<<<<

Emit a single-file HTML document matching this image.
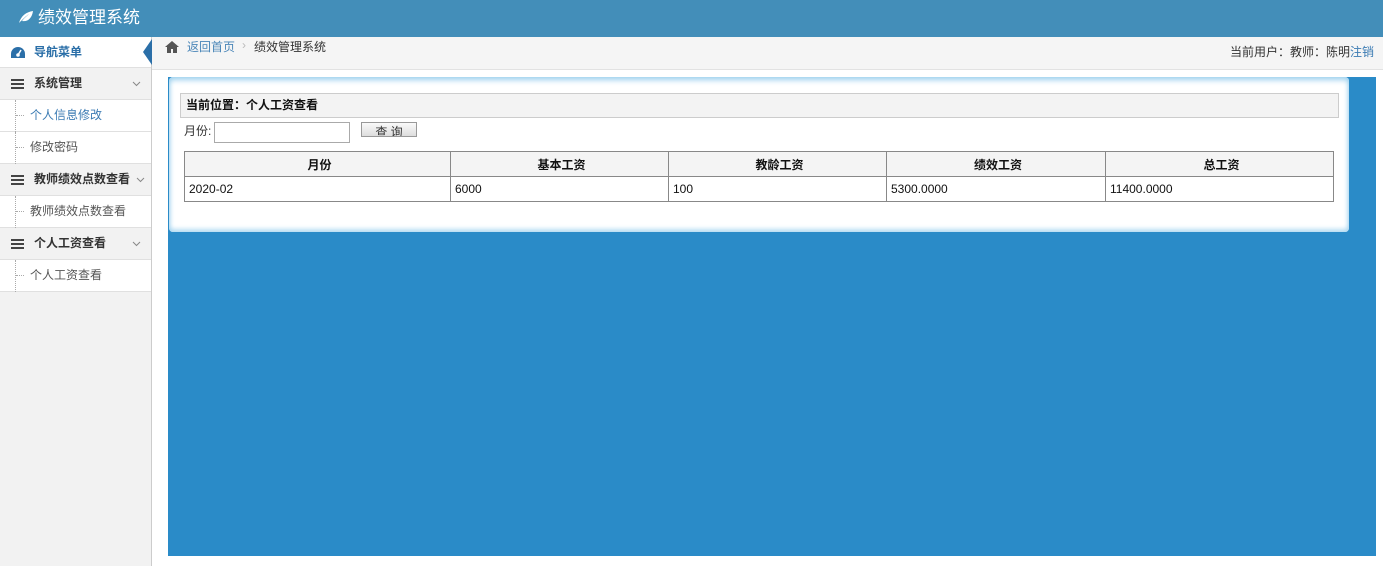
<!DOCTYPE html>
<html><head><meta charset="utf-8"><style>
*{margin:0;padding:0;box-sizing:border-box}
body{width:1383px;height:566px;overflow:hidden;background:#fff;font-family:"Liberation Sans","Noto Sans CJK SC",sans-serif;font-size:12px;color:#333;position:relative}
.hd{position:absolute;left:0;top:0;width:1383px;height:37px;background:#438eb9;color:#fff;font-size:17px;line-height:36px;padding-left:18px}
.sb{position:absolute;left:0;top:37px;width:152px;height:529px;background:#f2f2f2;border-right:1px solid #ccc}
.row{position:absolute;left:0;width:151px;height:32px;line-height:31px;border-bottom:1px solid #e0e0e0;font-size:12px}
.grp{background:#f2f2f2;font-weight:bold;padding-left:34px;color:#333}
.sub{background:#fff;padding-left:30px;color:#555}
.sub:before{content:"";position:absolute;left:15px;top:0;height:32px;border-left:1px dotted #aaa}
.sub:after{content:"";position:absolute;left:16px;top:15px;width:8px;border-top:1px dotted #aaa}
.ic{position:absolute;left:11px;top:11px;width:13px;height:10px;background:repeating-linear-gradient(#444 0 2px,transparent 2px 4px)}
.chev{position:absolute;right:10px;top:13px}
.bc{position:absolute;left:152px;top:37px;width:1231px;height:33px;background:#f5f5f5;border-bottom:1px solid #e2e2e2;font-size:12px}
.blue{position:absolute;left:168px;top:77px;width:1208px;height:479px;background:#2a8bc8}
.panel{position:absolute;left:169px;top:77px;width:1180px;height:155px;background:#fff;border-radius:4px;box-shadow:inset 0 3px 6px #9cd0ee,inset 0 -3px 5px #b9def3}
table{position:absolute;left:184px;top:151px;width:1150px;border-collapse:collapse;font-size:12px}
td,th{border:1px solid #888;height:25px;padding-left:4px}
th{background:#f4f4f4;text-align:center;font-weight:bold;color:#111}
td{color:#111}
</style></head><body>
<div class="hd"><svg width="16" height="14" viewBox="0 0 16 14" style="vertical-align:-1px;margin-right:4px"><path d="M1 13C3 6 8 2 15 1 14 8 10 12 4 11 6 8 9 6 11 4 8 6 5 9 1 13z" fill="#fff"/></svg>绩效管理系统</div>
<div class="sb">
 <div class="row" style="top:0;background:#fff;height:31px;padding-left:34px;color:#2b6fa8;font-weight:bold">
  <svg width="16" height="13" viewBox="0 0 16 13" style="position:absolute;left:10px;top:9px"><path d="M8 1A7 7 0 0 0 1 8v4h14V8A7 7 0 0 0 8 1z" fill="#2b6fa8"/><circle cx="8" cy="9" r="1.8" fill="#fff"/><path d="M8 9L11 4" stroke="#fff" stroke-width="1.5"/></svg>导航菜单
  <div style="position:absolute;right:-1px;top:2px;width:0;height:0;border-top:13px solid transparent;border-bottom:13px solid transparent;border-right:9px solid #2b6fa8"></div>
 </div>
 <div class="row grp" style="top:31px"><span class="ic"></span>系统管理<svg class="chev" width="9" height="6" viewBox="0 0 9 6"><path d="M1 1l3.5 3.5L8 1" stroke="#888" fill="none"/></svg></div>
 <div class="row sub" style="top:63px;color:#3b7bb3">个人信息修改</div>
 <div class="row sub" style="top:95px">修改密码</div>
 <div class="row grp" style="top:127px"><span class="ic"></span>教师绩效点数查看<svg class="chev" style="right:6px" width="9" height="6" viewBox="0 0 9 6"><path d="M1 1l3.5 3.5L8 1" stroke="#888" fill="none"/></svg></div>
 <div class="row sub" style="top:159px">教师绩效点数查看</div>
 <div class="row grp" style="top:191px"><span class="ic"></span>个人工资查看<svg class="chev" width="9" height="6" viewBox="0 0 9 6"><path d="M1 1l3.5 3.5L8 1" stroke="#888" fill="none"/></svg></div>
 <div class="row sub" style="top:223px">个人工资查看</div>
</div>
<div class="bc">
 <svg width="14" height="12" viewBox="0 0 14 12" style="position:absolute;left:13px;top:4px"><path d="M7 0L0 6h2v6h4V8h2v4h4V6h2z" fill="#555"/></svg>
 <span style="position:absolute;left:35px;top:1px;color:#4a86b8">返回首页</span>
 <span style="position:absolute;left:90px;top:1px;color:#bbb">›</span>
 <span style="position:absolute;left:102px;top:1px">绩效管理系统</span>
 <span style="position:absolute;right:9px;top:6px">当前用户：教师：陈明<span style="color:#3b7bb3">注销</span></span>
</div>
<div class="blue"></div>
<div class="panel">
 <div style="position:absolute;left:11px;top:16px;width:1159px;height:25px;background:#f3f3f3;border:1px solid #ccc;font-weight:bold;line-height:23px;padding-left:5px;color:#111">当前位置：个人工资查看</div>
 <div style="position:absolute;left:15px;top:46px;line-height:17px">月份:</div>
 <div style="position:absolute;left:45px;top:45px;width:136px;height:21px;border:1px solid #aaa"></div>
 <div style="position:absolute;left:192px;top:45px;width:56px;height:15px;border:1px solid #999;background:linear-gradient(#fafafa,#ddd);text-align:center;font-size:12px;line-height:18px;overflow:hidden">查 询</div>
</div>
<table>
<tr><th style="width:266px">月份</th><th style="width:218px">基本工资</th><th style="width:218px">教龄工资</th><th style="width:219px">绩效工资</th><th>总工资</th></tr>
<tr><td>2020-02</td><td>6000</td><td>100</td><td>5300.0000</td><td>11400.0000</td></tr>
</table>
</body></html>
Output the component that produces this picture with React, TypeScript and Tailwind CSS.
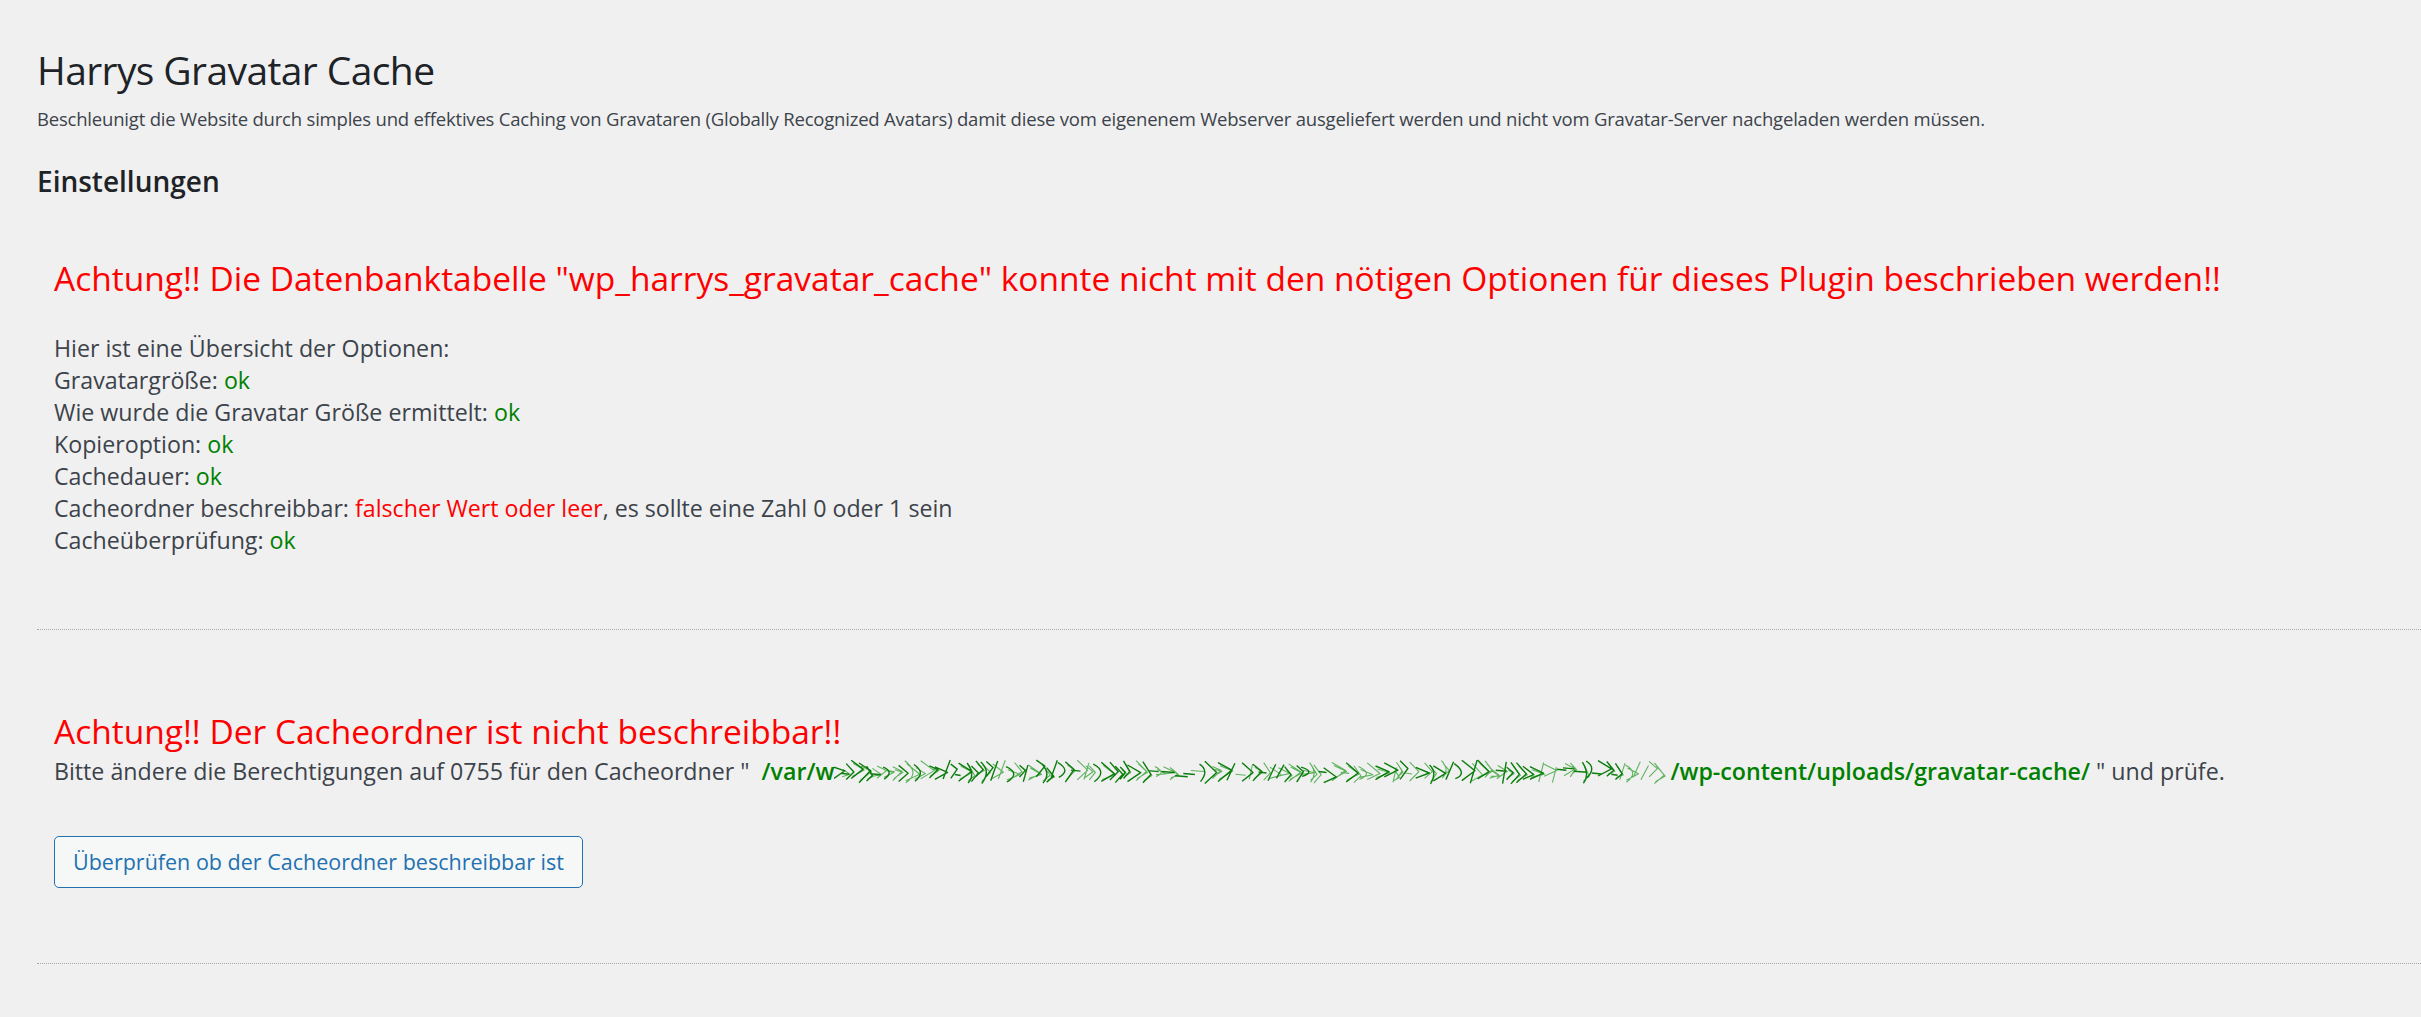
import React from "react";

// Redacted part of the server path: drawn as a green scribble
const Scribble: React.FC<{ width: number }> = ({ width }) => {
  const dark: string[] = [];
  const light: string[] = [];
  let x = 0;
  let seed = 11;
  const rnd = () => {
    seed = (seed * 9301 + 49297) % 233280;
    return seed / 233280;
  };
  const f = (n: number) => n.toFixed(1);
  while (x < width - 12) {
    const w = 5 + rnd() * 9;
    const top = 3 + rnd() * 8;
    const bottom = 19 + rnd() * 8;
    const mid = (top + bottom) / 2 + (rnd() - 0.5) * 5;
    const r = rnd();
    const target = rnd() > 0.35 ? dark : light;
    if (r < 0.55) {
      target.push(`M${f(x)} ${f(top)} L${f(x + w)} ${f(mid)} L${f(x)} ${f(bottom)}`);
    } else if (r < 0.75) {
      target.push(`M${f(x)} ${f(top)} Q${f(x + w + 2)} ${f(mid)} ${f(x + 1)} ${f(bottom)}`);
    } else if (r < 0.88) {
      target.push(`M${f(x)} ${f(mid)} L${f(x + w)} ${f(mid + 1)}`);
    } else {
      target.push(`M${f(x)} ${f(bottom)} L${f(x + w * 0.6)} ${f(top)}`);
    }
    if (rnd() > 0.5) {
      light.push(`M${f(x + 2)} ${f(top + 3)} L${f(x + w + 1)} ${f(mid + 1)} L${f(x + 1)} ${f(bottom - 2)}`);
    }
    x += w * 0.65;
  }
  return (
    <svg width={width} height={30} viewBox={`0 0 ${width} 30`} className="inline-block align-[-7px]">
      <path d={light.join(" ")} fill="none" stroke="#5fb35f" strokeWidth={1.1} strokeLinejoin="round" />
      <path d={dark.join(" ")} fill="none" stroke="#0b7d0b" strokeWidth={1.4} strokeLinejoin="round" />
    </svg>
  );
};

const Ok = () => <span className="text-[#008000]">ok</span>;

const options: { label: string; value: React.ReactNode }[] = [
  { label: "Gravatargröße: ", value: <Ok /> },
  { label: "Wie wurde die Gravatar Größe ermittelt: ", value: <Ok /> },
  { label: "Kopieroption: ", value: <Ok /> },
  { label: "Cachedauer: ", value: <Ok /> },
  {
    label: "Cacheordner beschreibbar: ",
    value: (
      <>
        <span className="text-[#ff0000]">falscher Wert oder leer</span>, es sollte eine Zahl 0 oder 1 sein
      </>
    ),
  },
  { label: "Cacheüberprüfung: ", value: <Ok /> },
];

const App: React.FC = () => {
  return (
    <div
      className="min-h-screen bg-[#f0f0f1] pl-[37px] pt-[46px] text-[#3c434a] overflow-hidden"
      style={{ fontFamily: '"Segoe UI", "Open Sans", "Noto Sans", sans-serif' }}
    >
      {/* Header */}
      <h1 className="text-[39px] leading-[48px] tracking-[-0.6px] font-normal text-[#1d2327] whitespace-nowrap">
        Harrys Gravatar Cache
      </h1>
      <p className="mt-[11px] text-[18.5px] leading-[28px] tracking-[-0.2px] whitespace-nowrap">
        Beschleunigt die Website durch simples und effektives Caching von Gravataren (Globally Recognized Avatars) damit
        diese vom eigenenem Webserver ausgeliefert werden und nicht vom Gravatar-Server nachgeladen werden müssen.
      </p>
      <h2 className="mt-[30px] text-[28px] leading-[36px] font-semibold text-[#1d2327]">Einstellungen</h2>

      {/* Database table warning */}
      <div className="pl-[17px]">
        <h3 className="mt-[57px] text-[33.5px] leading-[44px] text-[#ff0000] whitespace-nowrap">
          Achtung!! Die Datenbanktabelle "wp_harrys_gravatar_cache" konnte nicht mit den nötigen Optionen für dieses
          Plugin beschrieben werden!!
        </h3>
        <div className="mt-[32px] text-[23.2px] leading-[32px]">
          <div>Hier ist eine Übersicht der Optionen:</div>
          {options.map((o, i) => (
            <div key={i} className="whitespace-nowrap">
              {o.label}
              {o.value}
            </div>
          ))}
        </div>
      </div>

      <div className="mt-[73px] border-t border-dotted border-[#a7aaad]" />

      {/* Cache folder warning */}
      <div className="pl-[17px]">
        <h3 className="mt-[79px] text-[33.5px] leading-[44px] text-[#ff0000] whitespace-nowrap">
          Achtung!! Der Cacheordner ist nicht beschreibbar!!
        </h3>
        <p className="mt-[2px] text-[23.2px] leading-[32px] whitespace-nowrap">
          Bitte ändere die Berechtigungen auf 0755 für den Cacheordner "{" "}
          <span className="ml-[6px] font-semibold text-[#008000]">
            /var/w
            <Scribble width={836} />
            /wp-content/uploads/gravatar-cache/
          </span>{" "}
          " und prüfe.
        </p>
        <button className="mt-[49px] h-[52px] px-[18px] rounded-[5px] border border-[#2271b1] bg-[#f6f7f7] text-[21.5px] leading-[50px] text-[#2271b1] whitespace-nowrap">
          Überprüfen ob der Cacheordner beschreibbar ist
        </button>
      </div>

      <div className="mt-[75px] border-t border-dotted border-[#a7aaad]" />
      <div className="h-[60px]" />
    </div>
  );
};

export default App;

>>>>

- What this task involves
Give back exactly the lines from the one containing "Output the component" to the one containing "const Ok = ()", both included, and no pictures.

- Reply
Output the component that produces this picture with React, TypeScript and Tailwind CSS.
import React from "react";

// Redacted part of the server path: drawn as a green scribble
const Scribble: React.FC<{ width: number }> = ({ width }) => {
  const dark: string[] = [];
  const light: string[] = [];
  let x = 0;
  let seed = 11;
  const rnd = () => {
    seed = (seed * 9301 + 49297) % 233280;
    return seed / 233280;
  };
  const f = (n: number) => n.toFixed(1);
  while (x < width - 12) {
    const w = 5 + rnd() * 9;
    const top = 3 + rnd() * 8;
    const bottom = 19 + rnd() * 8;
    const mid = (top + bottom) / 2 + (rnd() - 0.5) * 5;
    const r = rnd();
    const target = rnd() > 0.35 ? dark : light;
    if (r < 0.55) {
      target.push(`M${f(x)} ${f(top)} L${f(x + w)} ${f(mid)} L${f(x)} ${f(bottom)}`);
    } else if (r < 0.75) {
      target.push(`M${f(x)} ${f(top)} Q${f(x + w + 2)} ${f(mid)} ${f(x + 1)} ${f(bottom)}`);
    } else if (r < 0.88) {
      target.push(`M${f(x)} ${f(mid)} L${f(x + w)} ${f(mid + 1)}`);
    } else {
      target.push(`M${f(x)} ${f(bottom)} L${f(x + w * 0.6)} ${f(top)}`);
    }
    if (rnd() > 0.5) {
      light.push(`M${f(x + 2)} ${f(top + 3)} L${f(x + w + 1)} ${f(mid + 1)} L${f(x + 1)} ${f(bottom - 2)}`);
    }
    x += w * 0.65;
  }
  return (
    <svg width={width} height={30} viewBox={`0 0 ${width} 30`} className="inline-block align-[-7px]">
      <path d={light.join(" ")} fill="none" stroke="#5fb35f" strokeWidth={1.1} strokeLinejoin="round" />
      <path d={dark.join(" ")} fill="none" stroke="#0b7d0b" strokeWidth={1.4} strokeLinejoin="round" />
    </svg>
  );
};

const Ok = () => <span className="text-[#008000]">ok</span>;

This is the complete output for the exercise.